Seeking feedback on a Business Architecture model

Here is a problem I am struggling with, slightly removed and abstracted from a client I am working with.  I wonder if you could help.

I have categorized a number of existing business software applications according to the below list.  Think web publishing as a business context.

My challenge is that the list is not necessarily mutually exclusive or complete exhaustive (MECE.)  I am looking for your guidance on how to improve this list.  Can you help?  Does this list even need to be MECE?

  • Asset Management
  • Business Rules Management
  • Capacity Management
  • Configuration management
  • Content Capture
  • Content Creation
  • Content Management
  • Customer Management
  • Document Management
  • Financial Management
  • Identity Management
  • Incident Management
  • Knowledge Management
  • People Management
  • Problem/Opportunity Management
  • Project Management
  • Records Management
  • Release Management
  • Risk and Issue Management
  • Security Management
  • Service Management
  • Workflow Management

The idea here is that each of the above functions or capabilities should be supported by an IT system and business process. I have a description of each and can share it of you think it will help.  The descriptions highlight some of the relationships and areas of overlap - particularly between the areas in the CMS/publishing/KM zone.


  1. Anonymous5:07 am

    Hi Craig,
    My idea is using a Quality System to categorize the functions.

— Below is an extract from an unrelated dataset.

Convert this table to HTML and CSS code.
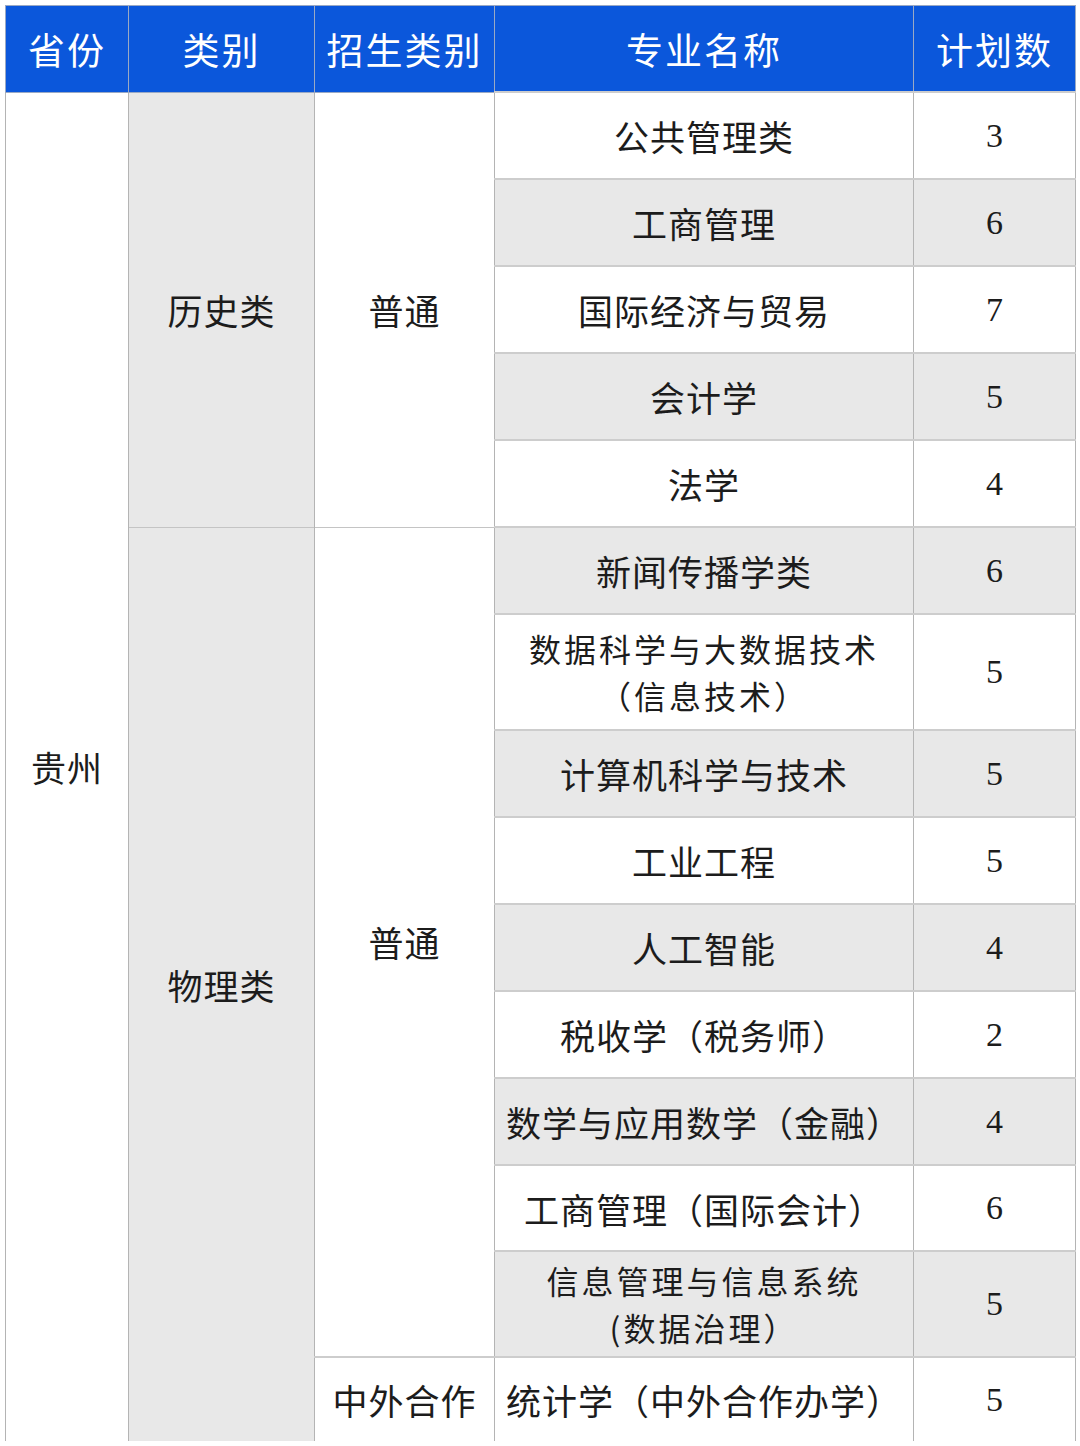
FILE: index.html
```html
<!DOCTYPE html>
<html lang="zh-CN">
<head>
<meta charset="utf-8">
<link rel="stylesheet" href="styles.css">
</head>
<body>
<table class="plan">
  <colgroup>
    <col class="c-prov"><col class="c-type"><col class="c-kind"><col class="c-major"><col class="c-num">
  </colgroup>
  <thead>
    <tr class="head">
      <th>省份</th><th>类别</th><th>招生类别</th><th>专业名称</th><th>计划数</th>
    </tr>
  </thead>
  <tbody>
    <tr class="r">
      <td rowspan="15" class="prov">贵州</td>
      <td rowspan="5" class="type">历史类</td>
      <td rowspan="5" class="kind">普通</td>
      <td class="major">公共管理类</td><td class="num">3</td>
    </tr>
    <tr class="r alt"><td class="major">工商管理</td><td class="num">6</td></tr>
    <tr class="r"><td class="major">国际经济与贸易</td><td class="num">7</td></tr>
    <tr class="r alt"><td class="major">会计学</td><td class="num">5</td></tr>
    <tr class="r"><td class="major">法学</td><td class="num">4</td></tr>
    <tr class="r alt">
      <td rowspan="10" class="type">物理类</td>
      <td rowspan="9" class="kind">普通</td>
      <td class="major">新闻传播学类</td><td class="num">6</td>
    </tr>
    <tr class="r tall"><td class="major two"><span class="ln">数据科学与大数据技术</span><span class="ln">（信息技术）</span></td><td class="num">5</td></tr>
    <tr class="r alt"><td class="major">计算机科学与技术</td><td class="num">5</td></tr>
    <tr class="r"><td class="major">工业工程</td><td class="num">5</td></tr>
    <tr class="r alt"><td class="major">人工智能</td><td class="num">4</td></tr>
    <tr class="r"><td class="major">税收学（税务师）</td><td class="num">2</td></tr>
    <tr class="r alt"><td class="major">数学与应用数学（金融）</td><td class="num">4</td></tr>
    <tr class="r r86"><td class="major">工商管理（国际会计）</td><td class="num">6</td></tr>
    <tr class="r alt mid"><td class="major two"><span class="ln">信息管理与信息系统</span><span class="ln">(数据治理）</span></td><td class="num">5</td></tr>
    <tr class="r last">
      <td class="kind coop">中外合作</td>
      <td class="major">统计学（中外合作办学）</td><td class="num">5</td>
    </tr>
  </tbody>
</table>
</body>
</html>
```

FILE: styles.css
```css
html, body {
  margin: 0;
  padding: 0;
  background: #ffffff;
}
body {
  padding: 5px 0 0 5px;
  font-family: "Liberation Serif", "Noto Sans CJK SC", serif;
  color: #1c1c1c;
}
.plan {
  border-collapse: collapse;
  table-layout: fixed;
  width: 1070px;
}
.c-prov { width: 123px; }
.c-type { width: 186px; }
.c-kind { width: 180px; }
.c-major { width: 419px; }
.c-num { width: 162px; }

.head th {
  height: 85px;
  padding: 0;
  background: #0b57db;
  color: #ffffff;
  font-family: "Noto Sans CJK SC", sans-serif;
  font-weight: 400;
  font-size: 37px;
  letter-spacing: 2px;
  text-align: center;
  vertical-align: middle;
  border: 1px solid #9aa9c4;
}
td {
  padding: 0;
  text-align: center;
  vertical-align: middle;
  font-family: "Noto Sans CJK SC", sans-serif;
  font-weight: 400;
  font-size: 35px;
  letter-spacing: 1px;
  border-left: 1px solid #b4b4b4;
  border-right: 1px solid #b4b4b4;
}
.r td.major, .r td.num {
  border-top: 2px solid #cdcdcd;
}
.r { height: 87px; }
.r.tall { height: 116px; }
.r.r86 { height: 86px; }
.r.mid { height: 106px; }
.r.last { height: 84px; }
.r.last td { border-bottom: none; }

.alt td.major, .alt td.num { background: #e8e8e8; }
.type { background: #e8e8e8; border-top: 1px solid #c4c4c4; }
.prov { background: #ffffff; }
.kind { background: #ffffff; border-top: 1px solid #c4c4c4; }
.coop { border-top: 2px solid #cdcdcd; }
.num {
  font-family: "Liberation Serif", serif;
  font-size: 34px;
  letter-spacing: 0;
}
.major.two .ln {
  display: block;
  font-size: 32px;
  letter-spacing: 3px;
  height: 47px;
  line-height: 47px;
}
tbody tr:first-child td { border-top: none; }
```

You can consider every function as a process and then categorize and prioritize those processes.
    For instance, in Quality Management we often categorize processes into three categories. 1-Management Processes 2- Core Processes 3-Supporting Processes.
    Management Processes are kind of processes that are related to top managers' decisions, strategies and policies. Core processes are kind of processes that make added-value for the company. In other words company make money with those processes and clients pay for them directly. For example Project Management Process may be considered as a core process. Finally, Supporting processes are kind of processes that support the core processes but clients may not involve with them like Training process.
    Definition of the client/Stakeholders in this kind of approach is the key.
    I hope it does work for you.

  2. Sean, Your thinking lines up closely with mine. (Your link doesn't work so I was unable to follow up in more details.)